Размер шрифта
-
+

Большой Джорж Оруэлл: 1984. Скотный двор. Памяти Каталонии - стр. 43

Он увидел, как, освещенный тусклым светом лампы, он стоит в подвале, вдыхая запах клопов и дешевых духов и испытывая в сердце чувство поражения и горькой обиды, которые даже в этот момент мешались с воспоминанием о белом теле Катерины, навеки замороженном гипнотической силой Партии. Почему это всегда должно быть так? Почему нельзя любить одну женщину, свою женщину, а нужно прибегать к этим животным стычкам с годовыми перерывами? Но настоящая любовь – почти немыслимая вещь. Партийки все одинаковы. Целомудрие так же укоренилось в них, как верность Партии. С помощью различных мер к улучшению здоровья, предпринимаемых с детских лет, с помощью игр, холодных купаний, с помощью всякого вздора, который вдалбливается в них в школе, в Юных Шпионах, в Юношеской Лиге, с помощью лекций, парадов, песен, лозунгов, военной музыки убивается у них естественное чувство. Разум говорил ему, что должны быть исключения, но сердце ЭТОМУ не верило. Все они неприступны, как того и хочет Партия. Желание хотя бы только раз в жизни разбить эту стену целомудрия было в нем даже сильней желания быть любимым. Успешный и законченный половой акт был мятежом. Страсть – преступлением мысли. Ведь даже если бы он разбудил Катерину, это рассматривалось бы как обольщение, хотя она была его женой.

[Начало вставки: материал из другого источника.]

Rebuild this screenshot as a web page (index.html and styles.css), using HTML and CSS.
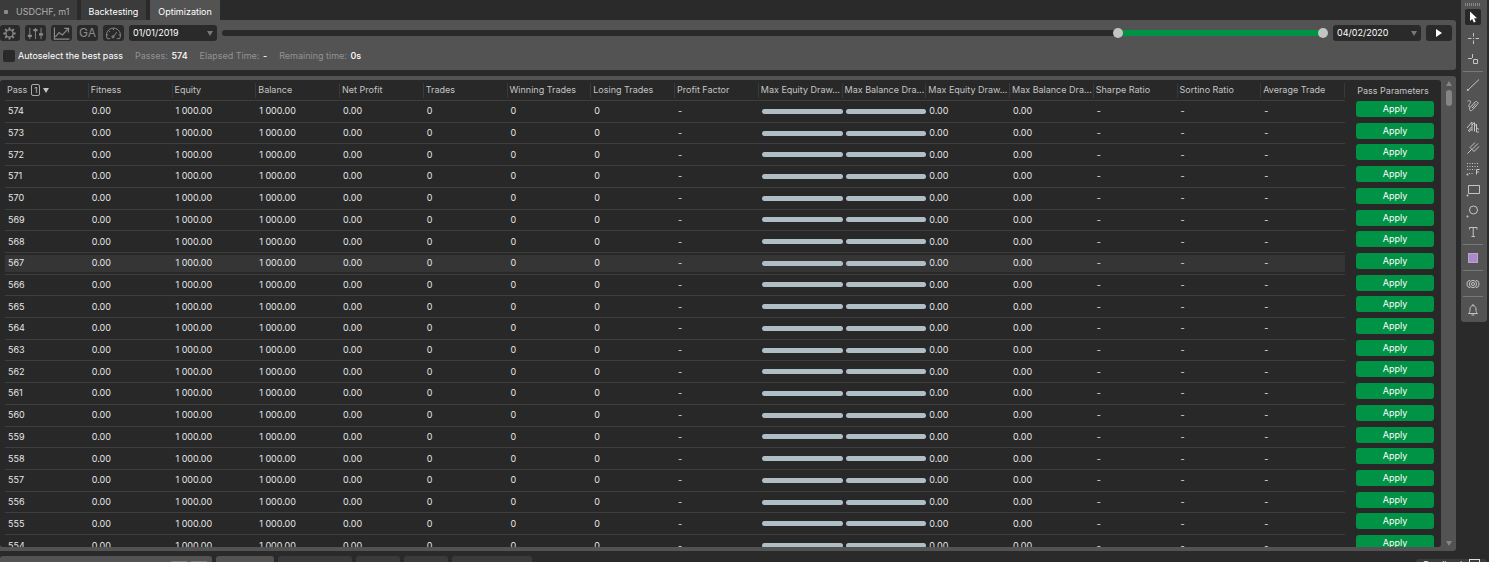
FILE: index.html
```
<!DOCTYPE html>
<html lang="en">
  <head>
    <meta charset="utf-8">
    <title>Optimization</title>
    <link rel="stylesheet" href="styles.css">
    <script>
      const FIRST_PASS = 574;
      const LAST_PASS = 554;
      const HOVERED_PASS = 567;
      const BAR = '<div class="bar"></div>';

      // one entry per column, after the pass number
      const values = [
        "0.00", "1 000.00", "1 000.00", "0.00", "0", "0", "0", "-",
        BAR, BAR, "0.00", "0.00", "-", "-", "-",
      ];

      window.onload = () => {
        const body = document.getElementById("passes");
        for (let pass = FIRST_PASS; pass >= LAST_PASS; pass--) {
          const row = document.createElement("tr");
          if (pass === HOVERED_PASS) row.className = "hovered";
          const cells = [pass, ...values].map((v) => `<td>${v}</td>`).join("");
          row.innerHTML = `${cells}<td class="action"><button class="apply">Apply</button></td>`;
          body.append(row);
        }
      };
    </script>
  </head>
  <body>
    <main>
      <nav class="tabs">
        <button class="tab chart"><i class="dot"></i>USDCHF, m1</button>
        <button class="tab">Backtesting</button>
        <button class="tab active">Optimization</button>
      </nav>

      <section class="panel settings">
        <div class="toolbar">
          <button class="tool first" aria-label="Settings">
            <svg viewBox="0 0 16 16"><circle cx="8" cy="8" r="3.8" stroke-width="1.400"/><path d="M8 1.500v2.500M8 12v2.500M1.500 8h2.500M12 8h2.500M3.400 3.400l1.700 1.700M10.900 10.900l1.700 1.700M3.400 12.600l1.700-1.700M10.900 5.100l1.700-1.700" stroke-width="2"/></svg>
          </button>
          <button class="tool" aria-label="Parameters">
            <svg viewBox="0 0 18 16"><path d="M3 2v12M9 2v12M15 2v12"/><path d="M.8 10.5h4.4M6.8 4.5h4.4M12.8 9h4.4" stroke-width="2.4"/></svg>
          </button>
          <button class="tool" aria-label="Chart">
            <svg viewBox="0 0 18 16"><path d="M1.5 1.500v12.500h16M2.500 11.500l4-4.500 3.500 2.500 6-6.500M12 2.500h4.500v4.500" stroke-width="1.300"/></svg>
          </button>
          <button class="tool" aria-label="Genetic algorithm">GA</button>
          <button class="tool" aria-label="Speed">
            <svg viewBox="0 0 18 16"><path d="M2.500 13.500A7.500 7.500 0 1 1 15.500 13.500M2.500 13.500h3M12.500 13.500h3M9 2.500v2M4 5l1.400 1.400M1.500 9.500h2M14.500 9.500h2M8 12.500l4.500-6"/><circle cx="8.500" cy="11.500" r="1.200"/></svg>
          </button>
          <span class="date"><select aria-label="From"><option>01/01/2019</option></select></span>
          <div class="range">
            <div class="range-fill"></div>
            <input type="range" min="0" max="1096" value="891" aria-label="Range start">
            <input type="range" min="0" max="1096" value="1096" aria-label="Range end">
          </div>
          <span class="date"><select aria-label="To"><option>04/02/2020</option></select></span>
          <button class="play" aria-label="Start">
            <svg viewBox="0 0 10 10"><path d="M2 1l6 4-6 4z"/></svg>
          </button>
        </div>
        <div class="status">
          <label class="autoselect"><input type="checkbox">Autoselect the best pass</label>
          <span>Passes: <b>574</b></span>
          <span>Elapsed Time: <b>-</b></span>
          <span>Remaining time: <b>0s</b></span>
        </div>
      </section>

      <section class="panel results">
        <div class="table-view">
          <table>
            <thead>
              <tr>
                <th><span class="sort">Pass <i>1</i></span></th>
                <th>Fitness</th>
                <th>Equity</th>
                <th>Balance</th>
                <th>Net Profit</th>
                <th>Trades</th>
                <th>Winning Trades</th>
                <th>Losing Trades</th>
                <th>Profit Factor</th>
                <th>Max Equity Draw...</th>
                <th>Max Balance Dra...</th>
                <th>Max Equity Draw...</th>
                <th>Max Balance Dra...</th>
                <th>Sharpe Ratio</th>
                <th>Sortino Ratio</th>
                <th>Average Trade</th>
                <th class="action">Pass Parameters</th>
              </tr>
            </thead>
            <tbody id="passes"></tbody>
          </table>
        </div>
        <div class="scrollbar">
          <i class="up"></i>
          <i class="thumb"></i>
          <i class="down"></i>
        </div>
      </section>

      <footer>
        <div class="dock wide"><i></i><i></i></div>
        <div class="dock current"></div>
        <div class="dock medium"></div>
        <div class="dock"></div>
        <div class="dock"></div>
        <div class="dock long"></div>
      </footer>
    </main>

    <aside>
      <div class="drawing">
        <div class="grip"></div>
        <button class="selected" aria-label="Pointer"><svg viewBox="0 0 16 16"><path class="solid" d="M5 2.500v9.500l2.200-2 1.600 3.600 1.900-.8-1.600-3.600h3z"/></svg></button>
        <button aria-label="Crosshair"><svg viewBox="0 0 16 16"><path d="M8.500 3v3.500M8.500 10.500v3.500M3 8.500h3.500M10.500 8.500h3.500M8 8.500h1"/></svg></button>
        <button aria-label="Data box"><svg viewBox="0 0 16 16"><path d="M3 7.500h4M7.500 3v4M8.500 8.500h4v4h-4z"/></svg></button>
        <hr>
        <button aria-label="Line"><svg viewBox="0 0 16 16"><path d="M3 13L14 2.500"/><circle class="solid" cx="2.800" cy="13" r="1"/></svg></button>
        <button aria-label="Freehand"><svg viewBox="0 0 16 16"><path d="M2.500 3c3-1 4 .5 2.500 2.500s-2 3.500 0 3.500M5 12.500c-1-1-.5-2.500.5-3.500l4.500-5c1.500-1.500 4 .5 2.500 2.300l-4.500 5c-1 1.200-2 1.700-3 1.200zM7 10l4-4.500"/></svg></button>
        <button aria-label="Waves"><svg viewBox="0 0 16 16"><path d="M2 9l5-6v9M3 12l3.500-4M7 6l2.500-2.500v9M9.500 7l2-2v8h2.500M4 13l2.500-3M12 9l2 1.500"/></svg></button>
        <button aria-label="Pitchfork"><svg viewBox="0 0 16 16"><path d="M2.500 13.500l4-4M5 7.500l4 4M5 7.500l5-5M7 9.500l6-6M9 11.500l5-5"/></svg></button>
        <button aria-label="Fibonacci"><svg viewBox="0 0 16 16"><path d="M2 2.500h12M2 5.500h12M2 8.500h8M4 12.500h5" stroke-dasharray="1 1.500"/><path d="M11.500 13.500v-5h3M11.500 11h2.500"/><circle class="solid" cx="2.500" cy="13.500" r="1"/></svg></button>
        <button aria-label="Rectangle"><svg viewBox="0 0 16 16"><path d="M3.500 3.500h11v8h-11z"/><circle class="solid" cx="2.500" cy="13.500" r="1"/></svg></button>
        <button aria-label="Ellipse"><svg viewBox="0 0 16 16"><circle cx="8.500" cy="7" r="4"/><circle class="solid" cx="2.500" cy="13.500" r="1"/></svg></button>
        <button aria-label="Text"><svg viewBox="0 0 16 16"><path d="M4.500 5.500v-2h7.500v2M8.200 3.500v9M6.500 12.500h3.500"/></svg></button>
        <hr>
        <button aria-label="Color"><i class="swatch"></i></button>
        <hr>
        <button aria-label="Screenshot"><svg viewBox="0 0 16 16"><circle cx="8" cy="8" r="3.600"/><circle cx="8" cy="8" r="1.500"/><path d="M5 4.500c-4-.5-4 7.500 0 7M11 4.500c4-.5 4 7.500 0 7"/></svg></button>
        <hr>
        <button aria-label="Alerts"><svg viewBox="0 0 16 16"><path d="M3.500 11.500c1.500-1 1.500-2.500 1.500-4.500 0-4.500 6-4.500 6 0 0 2 0 3.500 1.500 4.500zM6.500 13h3M8 2v1.500"/></svg></button>
      </div>
      <button class="feedback">Feedback <i></i></button>
    </aside>
  </body>
</html>
```
FILE: styles.css
```
* {
  box-sizing: border-box;
}
body {
  display: flex;
  gap: 5px;
  height: 100vh;
  margin: 0;
  padding-right: 2px;
  overflow: hidden;
  background: #2a2a2a;
  color: #e6e6e6;
  font: 9px/12px Inter, "Liberation Sans", sans-serif;
}
button,
select,
input {
  margin: 0;
  padding: 0;
  border: 0;
  font: inherit;
  color: inherit;
}
button {
  background: none;
}
svg {
  display: block;
  fill: none;
  stroke: currentColor;
}
main {
  display: flex;
  flex: 1;
  flex-direction: column;
  min-width: 0;
}

/* tabs */
.tabs {
  display: flex;
  gap: 4px;
  height: 20px;
}
.tab {
  display: flex;
  align-items: center;
  padding: 4px 8px 0;
  background: #3b3b3b;
  color: #fff;
}
.tab.chart {
  gap: 8px;
  padding: 4px 7px 0 4px;
  color: #b0b0b0;
}
.tab.active {
  background: #535353;
}
.dot {
  width: 4px;
  height: 4px;
  border-radius: 1px;
  background: #8a8a8a;
}

/* settings */
.panel {
  background: #535353;
}
.settings {
  display: flex;
  flex-direction: column;
  gap: 9px;
  margin-bottom: 6px;
  padding: 5px 4px 8px 0;
  border-radius: 0 3px 3px 0;
}
.toolbar {
  display: flex;
  align-items: center;
  gap: 5px;
}
.tool,
.play,
.date select {
  height: 16px;
  border-radius: 3px;
  background: #2a2a2a;
}
.tool {
  display: flex;
  align-items: center;
  justify-content: center;
  width: 21px;
  color: #8a8a8a;
  font-size: 12px;
}
.tool.first {
  width: 20px;
  padding-right: 2px;
}
.tool svg {
  height: 15px;
}
.date {
  position: relative;
}
.date select {
  display: block;
  width: 88px;
  padding-left: 4px;
  appearance: none;
  color: #fff;
}
.date::after {
  content: "";
  position: absolute;
  top: 6px;
  right: 4px;
  border: 3px solid transparent;
  border-top: 5px solid #777;
  border-bottom: 0;
}
.play {
  width: 26px;
  color: #fff;
}
.play svg {
  width: 10px;
  margin: auto;
  fill: currentColor;
  stroke: none;
}
.range {
  position: relative;
  flex: 1;
  height: 6px;
  border-radius: 3px;
  background: #2a2a2a;
}
.range-fill {
  height: 6px;
  margin-left: 81%;
  border-radius: 3px;
  background: #009245;
}
.range input {
  position: absolute;
  top: -2px;
  left: 0;
  width: 100%;
  height: 10px;
  appearance: none;
  background: none;
  pointer-events: none;
}
.range input::-webkit-slider-thumb {
  width: 10px;
  height: 10px;
  appearance: none;
  border-radius: 50%;
  background: #c4c4c4;
  pointer-events: auto;
}
.status {
  display: flex;
  align-items: center;
  gap: 12px;
  padding-left: 3px;
  color: #929292;
}
.status b {
  margin-left: 1px;
  color: #fff;
  font-weight: 500;
}
.autoselect {
  display: flex;
  align-items: center;
  gap: 3px;
  color: #fff;
}
.autoselect input {
  width: 12px;
  height: 12px;
  appearance: none;
  border-radius: 2px;
  background: #2a2a2a;
}

/* results */
.results {
  display: flex;
  flex: 1;
  min-height: 0;
  padding: 4px 0;
  border-radius: 0 3px 3px 0;
}
.table-view {
  flex: 1;
  padding-left: 5px;
  overflow: hidden;
  border-radius: 3px;
  background: #282828;
}
table {
  width: 100%;
  height: 477px;
  table-layout: fixed;
  border-collapse: separate;
  border-spacing: 0;
}
th,
td {
  padding: 0 0 0 3px;
  border-bottom: 1px solid #3e3e3e;
  white-space: nowrap;
}
th {
  height: 21px;
  padding-left: 2px;
  background: linear-gradient(#393939, #393939) right 3px / 1px 15px no-repeat;
  color: #c4c4c4;
  font-weight: 400;
  text-align: left;
}
th.action {
  width: 96px;
  padding: 0;
  background: none;
  text-align: center;
}
.action {
  border: 0;
}
td.action {
  padding: 0 7px 0 11px;
  vertical-align: top;
}
.apply {
  display: block;
  width: 100%;
  height: 16px;
  border-radius: 3px;
  background: #009245;
  color: #fff;
}
.bar {
  height: 5px;
  border-radius: 3px;
  background: #b0bec5;
}
.hovered td:not(.action) {
  background: linear-gradient(#353535, #353535) center / 100% 17px no-repeat;
}
.sort {
  display: flex;
  align-items: center;
  gap: 4px;
}
.sort i {
  width: 9px;
  border: 1px solid #aaa;
  border-radius: 2px;
  font-size: 8px;
  font-style: normal;
  line-height: 10px;
  text-align: center;
}
.sort::after {
  content: "";
  margin-left: -1px;
  border: 3px solid transparent;
  border-top: 5px solid #c4c4c4;
  border-bottom: 0;
}
.scrollbar {
  display: flex;
  flex-direction: column;
  align-items: center;
  gap: 4px;
  width: 15px;
  padding: 1px 0;
}
.up,
.down {
  border: 3px solid transparent;
  border-bottom: 5px solid #858585;
  border-top: 0;
}
.down {
  margin-top: auto;
  transform: rotate(180deg);
}
.thumb {
  width: 6px;
  height: 16px;
  border-radius: 3px;
  background: #858585;
}

/* docked windows */
footer {
  display: flex;
  gap: 4px;
  height: 11px;
  padding-top: 5px;
}
.dock {
  width: 44px;
  border-radius: 3px 3px 0 0;
  background: #3b3b3b;
}
.wide {
  display: flex;
  align-items: flex-end;
  justify-content: flex-end;
  gap: 4px;
  width: 212px;
  padding-right: 5px;
}
.wide i {
  width: 16px;
  height: 1px;
  background: #777;
}
.wide,
.current {
  background: #535353;
}
.current {
  width: 58px;
}
.medium {
  width: 74px;
}
.long {
  width: 80px;
}

/* drawing tools */
aside {
  display: flex;
  flex-direction: column;
  justify-content: space-between;
  align-items: flex-end;
  width: 26px;
}
.drawing {
  display: flex;
  flex-direction: column;
  width: 100%;
  padding: 3px 3px 2px 1px;
  border-radius: 0 0 3px 3px;
  background: #535353;
}
.grip {
  height: 3px;
  margin: 0 3px;
  background: repeating-linear-gradient(90deg, #888 0 1px, #535353 1px 2px);
}
.drawing button {
  display: flex;
  align-items: center;
  justify-content: center;
  height: 21px;
  color: #c4c4c4;
}
.drawing svg {
  width: 16px;
  height: 16px;
}
.solid {
  fill: currentColor;
  stroke: none;
}
.drawing .selected svg {
  border-radius: 2px;
  background: #282828;
  color: #fff;
}
.drawing hr {
  width: 20px;
  margin: 2px auto;
  border: 0;
  border-top: 1px solid #777;
}
.swatch {
  width: 10px;
  height: 10px;
  border: 1px solid #bba4d4;
  background: #a98bc9;
}
.feedback {
  display: flex;
  gap: 4px;
  height: 3px;
  padding: 0 7px;
  overflow: hidden;
  border-radius: 3px 3px 0 0;
  background: #3b3b3b;
  white-space: nowrap;
}
.feedback i {
  width: 11px;
  height: 11px;
  border: 1px solid #ddd;
}
```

Но рассказ должен быть доведен до конца. И он написал:

Я ввернул лампу. Когда я увидел ее при свете…

После темноты хилый свет парафиновой лампы казался очень ярким. В первый раз он разглядел женщину как следует. Он шагнул к ней и остановился, полный вожделения и ужаса. До боли он сознавал всю опасность того, что пришел сюда. Очень может быть, что патруль схватит его, когда он будет уходить и возможно, что сейчас его уже ждут у дверей. И даже если он уйдет, не сделав того, зачем пришел…

Это должно быть написано! Он должен в этом исповедаться! При свете Лампы он внезапно увидел, что женщина была старухой! Краска так густо облепляла ей лицо, что, казалось, вот-вот начнет трескаться как картонная маска. Седые пряди сквозили в ее волосах. Но одна деталь поразила его до ужаса: рот женщины, слегка открытый не обнаруживал ничего, кроме пещерной пустоты. В нем не было ни одного зуба.

Торопливо, каракулями он написал:

Когда я увидел ее при свете, я обнаружил, что она совсем старуха, пятидесяти лет, по крайней мере. Но это не остановило меня и я сделал свое дело…

Он снова прижал пальцы к векам. Наконец-то он это написал, но что изменилось? Лечение не помогло. Желание прокричать во весь голос неприличное ругательство было так же сильно, как и прежде.